El domingo pasado fui a Misa a una de esas parroquias que tienen libritos en los bancos con las lecturas de cada domingo. Los libritos resultan útiles, ciertamente, sobre todo cuando los lectores tienen lo que yo llamo el carisma antipentecostal, es decir, la asombrosa cualidad de resultar incomprensibles para los habitantes de todas las naciones de la tierra, incluida la propia.
El caso es que, merced al libro, además de poder enterarme de lo que se estaba leyendo, me di cuenta de algo muy curioso sobre la lectura del Evangelio de ese día.
Como sabrán los lectores, hay veces en que el Evangelio del día es muy largo y el leccionario litúrgico da al sacerdote la opción de abreviarlo un poco, poniendo una parte entre paréntesis que puede leerse o no, a juicio del celebrante. Por ejemplo, el quinto domingo de cuaresma (en el ciclo A) se lee la resurrección de Lázaro. La lectura completa abarca casi todo el capítulo 11 del Evangelio de San Juan, los versículos 1 a 45. Para que no se haga muy larga, el leccionario ofrece la posibilidad de suprimir todo lo “accesorio” y menos importante, como la conversación anterior con los discípulos y su miedo a ir a Judea, y dejar la lectura en los versículos 3 a 7, 17, 20 a 27 y 33 a 45. Es decir, se pasa de 45 versículos a 27, algo más de la mitad del original.
Esto de acortar las lecturas siempre me ha parecido una posibilidad algo absurda, porque la diferencia puede ser de un par de minutos, pero haciendo un esfuerzo se puede comprender. Lo que resulta mucho más difícil de comprender es lo del domingo pasado.
El domingo, que era el decimoséptimo del tiempo ordinario, el leccionario ofrecía también la opción de acortar el Evangelio (en varios países, no sé si en todos). ¿Por qué se daba esa opción en este caso? No era por la longitud, porque la versión “larga” era de solo 8 versículos, es decir, una lectura muy breve (la versión “corta” no tiene más que tres versículos). La gran mayoría de los Evangelios que se leen en las Misas dominicales son más largos que la versión “larga” del pasado domingo y no se acortan. ¿Por qué entonces esta lectura tan breve sí que se acortaba?

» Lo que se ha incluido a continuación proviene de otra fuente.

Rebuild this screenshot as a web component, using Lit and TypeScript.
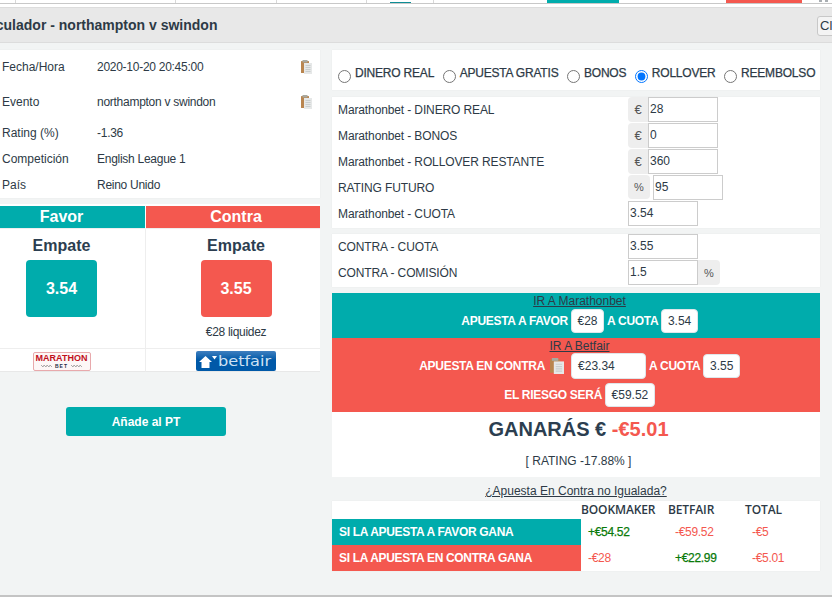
import { LitElement, html, css, svg } from "lit";
import { customElement } from "lit/decorators.js";

const clip = html`<svg class="clip" viewBox="0 0 11 14" width="11" height="14" preserveAspectRatio="none">
  <rect x="0" y="1" width="8" height="12" rx="0.5" fill="#b9854f"></rect>
  <rect x="1.5" y="0" width="5" height="2.5" fill="#a9a9a0"></rect>
  <rect x="3" y="3" width="8" height="11" fill="#e6e8e8"></rect>
  <path d="M4.5 5.5h5M4.5 7.5h5M4.5 9.5h5M4.5 11.5h5" stroke="#c9cdcd" stroke-width="1"></path>
</svg>`;

const arrow = svg`<path d="M1 9 L7.5 3 L14 9 H11.5 V15 H3.5 V9 Z" fill="#fff"></path><path d="M14 3 L19 3 L16.5 6.5 Z" fill="#fff"></path>`;

const wing = html`<svg class="wing" width="11" height="5" viewBox="0 0 11 5">
  <path d="M0 1l2 2 1-2 2 2 1-2 2 2 1-2 2 2" fill="none" stroke="#8a8a8a" stroke-width="0.7"></path>
</svg>`;

@customElement("app-root")
export class AppRoot extends LitElement {
  static styles = css`
    :host {
      display: block;
      width: 832px;
      height: 611px;
      overflow: hidden;
      background: #fff;
      font-family: "Liberation Sans", Arial, sans-serif;
      font-size: 12px;
      color: #2d3a46;
    }
    .strip {
      position: relative;
      height: 3px;
      border-bottom: 1px solid #c8c8c8;
      margin-bottom: 3px;
      overflow: hidden;
    }
    .strip i { position: absolute; top: 0; bottom: 0; }
    .strip .v { width: 1px; background: #d8d8d8; }
    .strip .t { background: #00acac; }
    .strip .d { background: #0e8d95; height: 1px; top: 2px; }
    .strip .r { background: #f4584f; }
    .strip .x { background: #a9aeb2; height: 2px; width: 3px; }
    .modal {
      width: 889px;
      margin-left: -28px;
      height: 590px;
      box-sizing: border-box;
      background: #f2f4f4;
      border-bottom: 2px solid #c4c4c4;
    }
    .head {
      height: 36px;
      box-sizing: border-box;
      background: #e8e8e8;
      border-top: 1px solid #dcdcdc;
      border-bottom: 1px solid #dcdcdc;
      display: flex;
      align-items: center;
      padding-left: 2px;
      justify-content: space-between;
    }
    .title { font-size: 14px; font-weight: bold; color: #2d3a46; white-space: nowrap; }
    .close {
      width: 44px;
      height: 20px;
      margin-top: 1px;
      padding: 0 0 0 2px;
      box-sizing: border-box;
      border: 1px solid #c8c8c8;
      border-radius: 3px;
      background: #f4f4f4;
      font-family: inherit;
      font-size: 13px;
      line-height: 18px;
      text-align: left;
      color: #2d3a46;
      overflow: hidden;
    }
    .cols {
      display: flex;
      gap: 12px;
      padding-top: 7px;
    }
    .left { width: 348px; display: flex; flex-direction: column; }
    .right { width: 488px; display: flex; flex-direction: column; }
    .card { background: #fff; box-shadow: 0 0 1px rgba(0, 0, 0, 0.08); }
    .info {
      height: 148px;
      padding-left: 30px;
      box-sizing: border-box;
      display: grid;
      grid-template-columns: 95px 204px 1fr;
      grid-template-rows: 34px 36px 26px 26px 26px;
      align-items: center;
    }
    .info .val { letter-spacing: -0.27px; }
    .clip { display: block; }
    .bets { margin-top: 6px; display: grid; grid-template-columns: 174px 174px; }
    .bets > div { box-sizing: border-box; }
    .bh {
      height: 25px;
      padding-top: 2px;
      background: #fff;
      border-bottom: 1px solid #eee;
      text-align: center;
    }
    .bh span {
      display: block;
      height: 22px;
      padding-left: 6px;
      line-height: 21px;
      color: #fff;
      font-size: 16px;
      font-weight: bold;
    }
    .bh.fav span { background: #00acac; }
    .bh.con span { background: #f4584f; }
    .bh.fav { border-right: 1px solid #fff; }
    .bb {
      height: 120px;
      padding-left: 6px;
      display: flex;
      flex-direction: column;
      align-items: center;
      background: #fff;
      border-bottom: 1px solid #eee;
    }
    .bb.fav, .bl.fav { border-right: 1px solid #eee; }
    .name { font-size: 16px; font-weight: bold; line-height: 18px; margin-top: 8px; color: #2c3e50; }
    .odd {
      width: 71px;
      height: 57px;
      margin-top: 5px;
      border-radius: 4px;
      color: #fff;
      font-size: 16px;
      font-weight: bold;
      display: flex;
      align-items: center;
      justify-content: center;
    }
    .odd.t { background: #00acac; }
    .odd.r { background: #f4584f; }
    .liq { margin-top: 8px; letter-spacing: -0.3px; }
    .bl {
      height: 23px;
      padding: 2px 0 0 6px;
      display: flex;
      justify-content: center;
      background: #fff;
      border-bottom: 1px solid #e8e8e8;
    }
    .bl.fav { padding-top: 3px; }
    .mara {
      width: 58px;
      height: 19px;
      box-sizing: border-box;
      border: 1px solid #e8a9ac;
      border-radius: 2px;
      background: #fdf7f7;
      text-align: center;
      color: #c10f1c;
      font-size: 9px;
      line-height: 9px;
      font-weight: bold;
      padding-top: 1px;
      overflow: hidden;
      white-space: nowrap;
    }
    .mara small {
      display: flex;
      justify-content: center;
      align-items: center;
      gap: 3px;
      color: #26304a;
      font-size: 5px;
      line-height: 6px;
      letter-spacing: 1px;
    }
    .bf {
      width: 80px;
      height: 20px;
      border-radius: 2px;
      background: linear-gradient(#3f7fbf 0, #0059a8 45%, #0059a8 100%);
      display: flex;
      align-items: center;
      padding-left: 2px;
      box-sizing: border-box;
      gap: 0;
      overflow: hidden;
    }
    .bf span {
      color: #cfe2f4;
      font-family: "DejaVu Sans", sans-serif;
      font-size: 14px;
      line-height: 20px;
      transform: scaleX(1.15);
      transform-origin: left center;
    }
    .add {
      align-self: center;
      width: 160px;
      height: 29px;
      margin-top: 35px;
      background: #00acac;
      border-radius: 3px;
      color: #fff;
      font-weight: bold;
      display: flex;
      align-items: center;
      justify-content: center;
    }
    .radios {
      height: 40px;
      box-sizing: border-box;
      padding: 16px 0 0 6px;
      display: flex;
      white-space: nowrap;
    }
    .radios label {
      display: flex;
      align-items: flex-start;
      margin-right: 8.5px;
      -webkit-text-stroke: 0.25px;
      letter-spacing: -0.2px;
    }
    .radios input { margin: 4px 4px 0 0; width: 13px; height: 13px; flex: none; }
    .fields { margin-top: 7px; padding-bottom: 1px; }
    .fields.second { margin-top: 6px; }
    .row { height: 26px; display: flex; align-items: flex-start; padding-left: 6px; }
    .row .lab { width: 290px; line-height: 26px; letter-spacing: -0.12px; }
    .adn {
      height: 25px;
      box-sizing: border-box;
      background: #eee;
      color: #555;
      display: flex;
      align-items: center;
      justify-content: center;
      border-radius: 4px 0 0 4px;
    }
    .adn.e { width: 20px; font-size: 13px; }
    .adn.p { width: 22px; font-size: 11px; border-radius: 4px; margin-right: 3px; height: 24px; }
    .adn.pr { width: 22px; font-size: 11px; border-radius: 0 4px 4px 0; }
    .inp {
      width: 70px;
      height: 25px;
      box-sizing: border-box;
      border: 1px solid #ccc;
      background: #fff;
      padding: 0 0 2px 1px;
      font: inherit;
      color: #2d3a46;
      margin: 0;
      outline: none;
    }
    .band { margin-top: 6px; text-align: center; }
    .band a {
      color: #2d3a46;
      text-decoration: underline;
      display: block;
      line-height: 14px;
      padding: 1px 0 0 7px;
      margin-bottom: -1px;
    }
    .band .t { background: #00acac; height: 45px; box-sizing: border-box; }
    .band .r { background: #f4584f; height: 74px; box-sizing: border-box; }
    .line {
      display: flex;
      justify-content: center;
      align-items: center;
      gap: 3px;
      padding-left: 7px;
      color: #fff;
      font-weight: bold;
      letter-spacing: -0.28px;
    }
    .t .line { margin-top: 2px; height: 24px; }
    .r .line.a { margin-top: 1px; height: 26px; }
    .r .line.b { margin-top: 4px; height: 24px; }
    .pill {
      height: 24px;
      box-sizing: border-box;
      border: 1px solid #dfe6ea;
      border-radius: 4px;
      background: #fff;
      color: #2d3a46;
      font-weight: normal;
      letter-spacing: 0;
      display: flex;
      align-items: center;
      justify-content: center;
      padding: 0 5.5px;
    }
    .pill.w { width: 75px; height: 26px; justify-content: flex-start; padding: 0 0 0 6px; margin-left: 4px; }
    .line .clip { width: 14px; height: 16px; margin-left: 2px; }
    .res { height: 65px; background: #fff; text-align: center; padding-left: 5px; }
    .gan { font-size: 20px; font-weight: bold; line-height: 24px; padding-top: 5px; color: #2c3e50; }
    .gan em { font-style: normal; color: #f4584f; }
    .rat { line-height: 14px; margin-top: 13px; }
    .q { margin-top: 7px; text-align: center; line-height: 14px; }
    .q a { color: #2d3a46; text-decoration: underline; }
    .tab {
      margin-top: 3px;
      display: grid;
      grid-template-columns: 249px 87px 74px 1fr;
      grid-template-rows: 18px 26px 26px;
      align-items: center;
    }
    .tab .h {
      font-family: "Open Sans", sans-serif;
      font-weight: 600;
      font-size: 12px;
      line-height: 18px;
      letter-spacing: -0.12px;
      white-space: nowrap;
    }
    .tab .l {
      height: 100%;
      display: flex;
      align-items: center;
      padding-left: 7px;
      box-sizing: border-box;
      color: #fff;
      font-weight: bold;
      letter-spacing: -0.32px;
    }
    .tab .l.t { background: #00acac; }
    .tab .l.r { background: #f4584f; }
    .tab .v { padding-left: 7px; letter-spacing: -0.3px; }
    .tab .v.third { padding-left: 10px; }
    .pos { color: #0a7a0a; -webkit-text-stroke: 0.25px; }
    .neg { color: #f4584f; }
  `;

  private row(label: string, value: string, kind: string) {
    return html`<div class="row">
      <span class="lab">${label}</span>
      ${kind === "e" ? html`<span class="adn e">€</span>` : ""}
      ${kind === "p" ? html`<span class="adn p">%</span>` : ""}
      <input class="inp" .value=${value} />
      ${kind === "pr" ? html`<span class="adn pr">%</span>` : ""}
    </div>`;
  }

  render() {
    return html`
      <div class="strip">
        <i class="v" style="left:15px"></i><i class="v" style="left:175px"></i>
        <i class="v" style="left:276px"></i><i class="v" style="left:366px"></i>
        <i class="v" style="left:433px"></i><i class="d" style="left:390px;width:21px"></i>
        <i class="t" style="left:547px;width:72px"></i><i class="r" style="left:726px;width:76px"></i>
        <i class="x" style="left:819px"></i><i class="x" style="left:825px"></i>
      </div>
      <div class="modal">
        <div class="head">
          <span class="title">Calculador - northampton v swindon</span>
          <button class="close">Close</button>
        </div>
        <div class="cols">
          <div class="left">
            <div class="card info">
              <span>Fecha/Hora</span><span class="val">2020-10-20 20:45:00</span>${clip}
              <span>Evento</span><span class="val">northampton v swindon</span>${clip}
              <span>Rating (%)</span><span class="val">-1.36</span><span></span>
              <span>Competición</span><span class="val">English League 1</span><span></span>
              <span>País</span><span class="val">Reino Unido</span><span></span>
            </div>
            <div class="bets">
              <div class="bh fav"><span>Favor</span></div>
              <div class="bh con"><span>Contra</span></div>
              <div class="bb fav">
                <div class="name">Empate</div>
                <div class="odd t">3.54</div>
              </div>
              <div class="bb">
                <div class="name">Empate</div>
                <div class="odd r">3.55</div>
                <div class="liq">€28 liquidez</div>
              </div>
              <div class="bl fav"><div class="mara">MARATHON<small>${wing}BET${wing}</small></div></div>
              <div class="bl">
                <div class="bf">
                  <svg width="20" height="17" viewBox="0 0 20 17">${arrow}</svg>
                  <span>betfair</span>
                </div>
              </div>
            </div>
            <div class="add">Añade al PT</div>
          </div>
          <div class="right">
            <div class="card radios">
              <label><input type="radio" name="k" />DINERO REAL</label>
              <label><input type="radio" name="k" />APUESTA GRATIS</label>
              <label><input type="radio" name="k" />BONOS</label>
              <label><input type="radio" name="k" checked />ROLLOVER</label>
              <label><input type="radio" name="k" />REEMBOLSO</label>
            </div>
            <div class="card fields">
              ${this.row("Marathonbet - DINERO REAL", "28", "e")}
              ${this.row("Marathonbet - BONOS", "0", "e")}
              ${this.row("Marathonbet - ROLLOVER RESTANTE", "360", "e")}
              ${this.row("RATING FUTURO", "95", "p")}
              ${this.row("Marathonbet - CUOTA", "3.54", "")}
            </div>
            <div class="card fields second">
              ${this.row("CONTRA - CUOTA", "3.55", "")}
              ${this.row("CONTRA - COMISIÓN", "1.5", "pr")}
            </div>
            <div class="band">
              <div class="t">
                <a href="#">IR A Marathonbet</a>
                <div class="line">APUESTA A FAVOR <span class="pill">€28</span> A CUOTA <span class="pill">3.54</span></div>
              </div>
              <div class="r">
                <a href="#">IR A Betfair</a>
                <div class="line a">APUESTA EN CONTRA ${clip}<span class="pill w">€23.34</span> A CUOTA <span class="pill">3.55</span></div>
                <div class="line b">EL RIESGO SERÁ <span class="pill">€59.52</span></div>
              </div>
              <div class="res">
                <div class="gan">GANARÁS € <em>-€5.01</em></div>
                <div class="rat">[ RATING -17.88% ]</div>
              </div>
            </div>
            <div class="q"><a href="#">¿Apuesta En Contra no Igualada?</a></div>
            <div class="card tab">
              <span></span><span class="h">BOOKMAKER</span><span class="h">BETFAIR</span><span class="h">&nbsp;TOTAL</span>
              <div class="l t">SI LA APUESTA A FAVOR GANA</div>
              <span class="v pos">+€54.52</span><span class="v neg">-€59.52</span><span class="v third neg">-€5</span>
              <div class="l r">SI LA APUESTA EN CONTRA GANA</div>
              <span class="v neg">-€28</span><span class="v pos">+€22.99</span><span class="v third neg">-€5.01</span>
            </div>
          </div>
        </div>
      </div>
    `;
  }
}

La única explicación imaginable es que a los que compusieron el leccionario les pareció que quizá no conviniese leer la parte que habla del juicio final y el infierno. Los redactores decidieron que siempre había que hablar de que el reino de los cielos era como un tesoro escondido o una perla preciosa y de la alegría de encontrarlos. Sin embargo, creyeron que no era necesario recordar que el reino de los cielos es como una red que recoge toda clase de peces y que, cuando está llena, la arrastran a la orilla para guardar los peces buenos en cestos y tirar los malos. Consideraron que no hacía falta repetir que lo mismo sucederá al final del tiempo: saldrán los ángeles, separarán a los malos de los buenos y los echarán al horno encendido. Allí será el llanto y el rechinar de dientes.
Es decir, dos de las verdades más olvidadas y rechazadas de nuestra fe y alguien decide que es mejor que no se lean mucho. Precisamente una de las partes del Evangelio que más necesitan escucharse se puede omitir, quizá porque no es tan “positiva” y feliz como el resto. Justamente lo que el mundo ridiculiza, nosotros lo callamos hasta en las iglesias, de modo que los cristianos nunca puedan estar preparados para defenderlo. El mundo camina hacia el abismo y nosotros preferimos no hablar de ese abismo, no sea que alguien se libre de caer en él.
No hay nada de raro en que, por ejemplo, José Antonio Pagola no mencione nunca en sus comentarios las verdades difíciles de nuestra fe, porque con ello no hace más que seguir el ejemplo que ha recibido. Basta leer su comentario al Evangelio de ese domingo para ver que Pagola da por sentado que no se va a leer más que lo de la perla y el tesoro escondido. ¿Cómo no va a concluir, de forma netamente pelagiana, que el “gran proyecto” de Dios es “hacer un mundo más humano”?
¿Cómo nos va a extrañar que una serie de predicadores no hablen nunca del Juicio Final, si el mismo leccionario se lo facilita? ¿Cómo no va a haber multitud de fieles que no crean en el infierno si puede que ni siquiera hayan oído nunca las partes de la Escritura que hablan de ello?
A muchos en la Iglesia les avergüenza una buena parte de la fe y hacen como si no existiera. El problema está en que, no pocas veces, se trata de los encargados de enseñar esa fe a los fieles. El enemigo está dentro y el resultado está a la vista: descristianización, apostasías por millones y aún más millones que permanecen teóricamente en la Iglesia aunque su mente y su corazón hace tiempo que ya están lejos de ella. ¿Qué más necesitamos para despertar de este sueño? Así no podemos seguir.